> Supplied data
══════════
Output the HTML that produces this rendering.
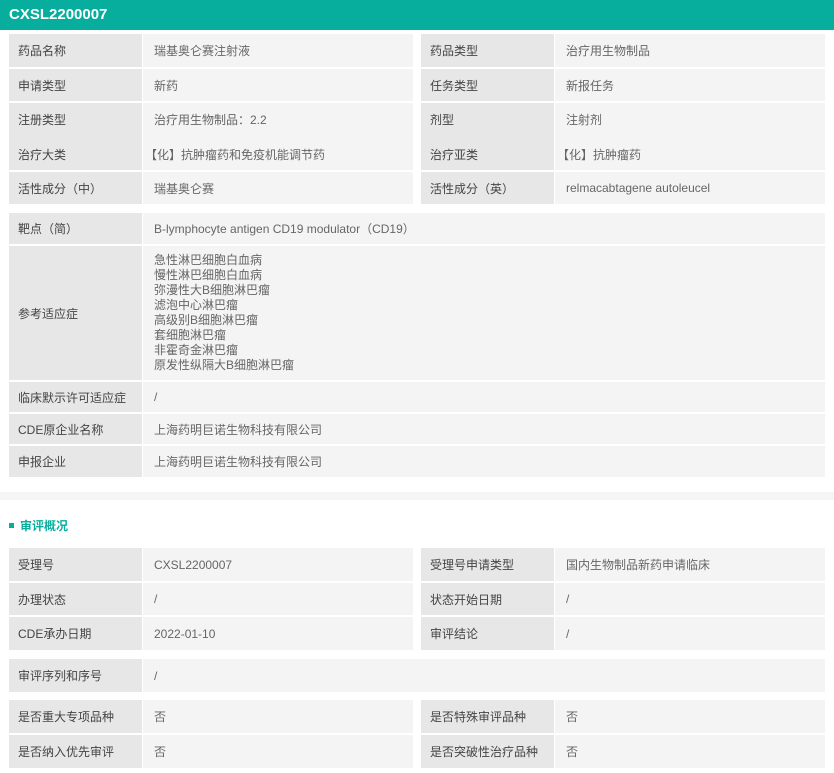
<!DOCTYPE html>
<html><head><meta charset="utf-8"><style>
*{margin:0;padding:0;box-sizing:border-box}
body{width:834px;height:773px;background:#fff;position:relative;overflow:hidden;font-family:"Liberation Sans","Noto Sans CJK SC",sans-serif;font-size:12px;color:#333}
.h{position:absolute;left:0;top:0;width:834px;height:30px;background:#07ae9e;color:#fff;font-weight:bold;font-size:15px;line-height:30px;padding-left:9px}
.c{position:absolute;display:flex;align-items:center;padding-left:9px;white-space:nowrap}
.l{background:#e7e7e7;color:#444}
.v{background:#f4f4f4;color:#666;padding-left:11px}
.band{position:absolute;left:0;top:492px;width:834px;height:8px;background:#f5f5f5}
.t{position:absolute;left:9px;top:517px;color:#07ae9e;font-weight:bold;font-size:12px}
.t:before{content:"";display:inline-block;width:5px;height:5px;background:#07ae9e;margin-right:6px;vertical-align:2px}
.ml{line-height:15px;display:block;padding-top:7px}
</style></head><body>
<div class="h">CXSL2200007</div>

<div class="c l" style="left:9px;top:34px;width:133px;height:33px">药品名称</div>
<div class="c v" style="left:143px;top:34px;width:270px;height:33px">瑞基奥仑赛注射液</div>
<div class="c l" style="left:421px;top:34px;width:133px;height:33px">药品类型</div>
<div class="c v" style="left:555px;top:34px;width:270px;height:33px">治疗用生物制品</div>

<div class="c l" style="left:9px;top:69px;width:133px;height:32px">申请类型</div>
<div class="c v" style="left:143px;top:69px;width:270px;height:32px">新药</div>
<div class="c l" style="left:421px;top:69px;width:133px;height:32px">任务类型</div>
<div class="c v" style="left:555px;top:69px;width:270px;height:32px">新报任务</div>

<div class="c l" style="left:9px;top:103px;width:133px;height:67px"></div>
<div class="c v" style="left:143px;top:103px;width:270px;height:67px"></div>
<div class="c l" style="left:421px;top:103px;width:133px;height:67px"></div>
<div class="c v" style="left:555px;top:103px;width:270px;height:67px"></div>
<div class="c" style="left:9px;top:103px;height:33px;color:#444">注册类型</div>
<div class="c" style="left:145px;top:103px;height:33px;color:#666">治疗用生物制品：2.2</div>
<div class="c" style="left:421px;top:103px;height:33px;color:#444">剂型</div>
<div class="c" style="left:557px;top:103px;height:33px;color:#666">注射剂</div>
<div class="c" style="left:9px;top:138px;height:33px;color:#444">治疗大类</div>
<div class="c" style="left:136px;top:138px;height:33px;color:#666">【化】抗肿瘤药和免疫机能调节药</div>
<div class="c" style="left:421px;top:138px;height:33px;color:#444">治疗亚类</div>
<div class="c" style="left:548px;top:138px;height:33px;color:#666">【化】抗肿瘤药</div>

<div class="c l" style="left:9px;top:172px;width:133px;height:32px">活性成分（中）</div>
<div class="c v" style="left:143px;top:172px;width:270px;height:32px">瑞基奥仑赛</div>
<div class="c l" style="left:421px;top:172px;width:133px;height:32px">活性成分（英）</div>
<div class="c v" style="left:555px;top:172px;width:270px;height:32px">relmacabtagene autoleucel</div>

<div class="c l" style="left:9px;top:213px;width:133px;height:31px">靶点（简）</div>
<div class="c v" style="left:143px;top:213px;width:682px;height:31px">B-lymphocyte antigen CD19 modulator（CD19）</div>

<div class="c l" style="left:9px;top:246px;width:133px;height:134px">参考适应症</div>
<div class="c v" style="left:143px;top:246px;width:682px;height:134px;align-items:flex-start"><span class="ml">急性淋巴细胞白血病<br>慢性淋巴细胞白血病<br>弥漫性大B细胞淋巴瘤<br>滤泡中心淋巴瘤<br>高级别B细胞淋巴瘤<br>套细胞淋巴瘤<br>非霍奇金淋巴瘤<br>原发性纵隔大B细胞淋巴瘤</span></div>

<div class="c l" style="left:9px;top:382px;width:133px;height:30px">临床默示许可适应症</div>
<div class="c v" style="left:143px;top:382px;width:682px;height:30px">/</div>
<div class="c l" style="left:9px;top:414px;width:133px;height:30px">CDE原企业名称</div>
<div class="c v" style="left:143px;top:414px;width:682px;height:30px">上海药明巨诺生物科技有限公司</div>
<div class="c l" style="left:9px;top:446px;width:133px;height:31px">申报企业</div>
<div class="c v" style="left:143px;top:446px;width:682px;height:31px">上海药明巨诺生物科技有限公司</div>

<div class="band"></div>
<div class="t">审评概况</div>

<div class="c l" style="left:9px;top:548px;width:133px;height:33px">受理号</div>
<div class="c v" style="left:143px;top:548px;width:270px;height:33px">CXSL2200007</div>
<div class="c l" style="left:421px;top:548px;width:133px;height:33px">受理号申请类型</div>
<div class="c v" style="left:555px;top:548px;width:270px;height:33px">国内生物制品新药申请临床</div>

<div class="c l" style="left:9px;top:583px;width:133px;height:32px">办理状态</div>
<div class="c v" style="left:143px;top:583px;width:270px;height:32px">/</div>
<div class="c l" style="left:421px;top:583px;width:133px;height:32px">状态开始日期</div>
<div class="c v" style="left:555px;top:583px;width:270px;height:32px">/</div>

<div class="c l" style="left:9px;top:617px;width:133px;height:33px">CDE承办日期</div>
<div class="c v" style="left:143px;top:617px;width:270px;height:33px">2022-01-10</div>
<div class="c l" style="left:421px;top:617px;width:133px;height:33px">审评结论</div>
<div class="c v" style="left:555px;top:617px;width:270px;height:33px">/</div>

<div class="c l" style="left:9px;top:659px;width:133px;height:33px">审评序列和序号</div>
<div class="c v" style="left:143px;top:659px;width:682px;height:33px">/</div>

<div class="c l" style="left:9px;top:700px;width:133px;height:33px">是否重大专项品种</div>
<div class="c v" style="left:143px;top:700px;width:270px;height:33px">否</div>
<div class="c l" style="left:421px;top:700px;width:133px;height:33px">是否特殊审评品种</div>
<div class="c v" style="left:555px;top:700px;width:270px;height:33px">否</div>

<div class="c l" style="left:9px;top:735px;width:133px;height:33px">是否纳入优先审评</div>
<div class="c v" style="left:143px;top:735px;width:270px;height:33px">否</div>
<div class="c l" style="left:421px;top:735px;width:133px;height:33px">是否突破性治疗品种</div>
<div class="c v" style="left:555px;top:735px;width:270px;height:33px">否</div>
</body></html>
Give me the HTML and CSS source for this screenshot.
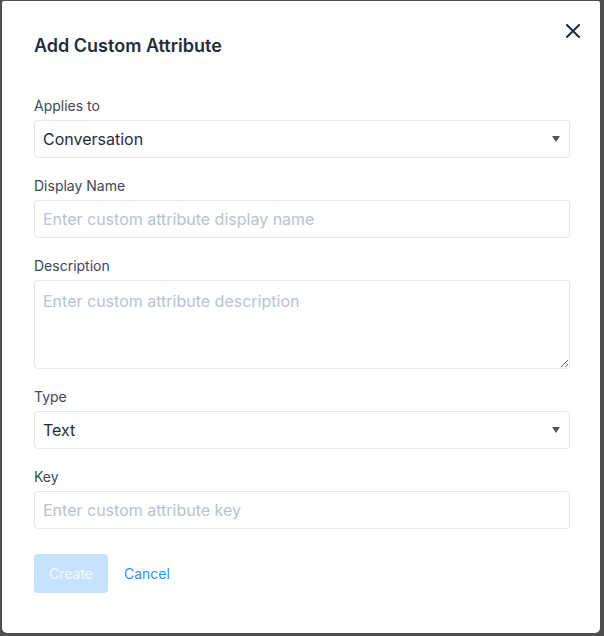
══════════
> Written problem
From the records, copy every line that has the string "this" in it.

> Response
Output the HTML that produces this rendering.
Give me the HTML and CSS source for this screenshot.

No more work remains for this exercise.